And during the past few years, he has gotten a crash course on how to get things done at Portland City Hall.

Two and a half years ago, Levenson stood under the east end of the Hawthorne Bridge with then-mayoral candidate Charlie Hales to make his argument: The east bank should have a public beach, and tons of concrete blocks obscuring the bank should be cleared away.

It was an ambitious sell, but Hales got it, Levenson recalled on a recent balmy Friday afternoon. He understood the city needed to get behind the growing movement led by Levenson and others to offer more access and services - including a public beach downtown - on the river.

In the time since, Levenson said, he got to work. He and other organizers of the nonprofit Human Access Project, best known for its annual Big Float in downtown, started to make the uninviting property more appealing. Along with volunteers and inmate crews, they collectively removed 18 tons of concrete, getting permission from a variety of state, local and federal agencies.

Levenson, 44, acknowledged that he learned advocacy work "on the fly" with help in the past year from former Portland Commissioner Mike Lindberg.

Still, the co-owner of Portland's Popina Swimwear began to wonder whether Hales would come through.

Then Hales set aside $300,000 in the city budget to help plan the beach Levenson pushed for.

Hales, he said, stepped beyond the rhetoric of "good intentions" to action. "It was available to people before him, and they decided not to do it," Levenson said.

Travis Williams, executive director of nonprofit Willamette River keeper, said he's noticed the call for more river access picking up steam. "The focus on access is more prominent than I have ever seen it in the last 15 years," he said.

In an email, he added: "We need more and better fishing, canoeing, rowing, kayaking access in addition to swimming." He'd also like to see a beach near the Ross Island Bridge, saying, "it would bring more folks to that area, has better water than downtown, and great bike access."

Hales said people such as Levenson demanded more access to the river, and Portland is responding.
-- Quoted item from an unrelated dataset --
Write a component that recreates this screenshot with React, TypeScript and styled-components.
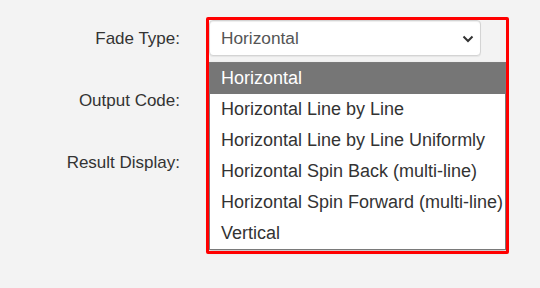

He said he wants to do more, mentioning the need to replace a rented boat-storage facility that will lose its lease in four years: "Having an excellent public boat house is part of being an excellent city."

Levenson said the money is a good start, but he's got more work to do.

The Big Float festival, where hundreds of Portlanders get into the river, celebrates its fifth anniversary on July 26, and Levenson expects it to be the biggest yet.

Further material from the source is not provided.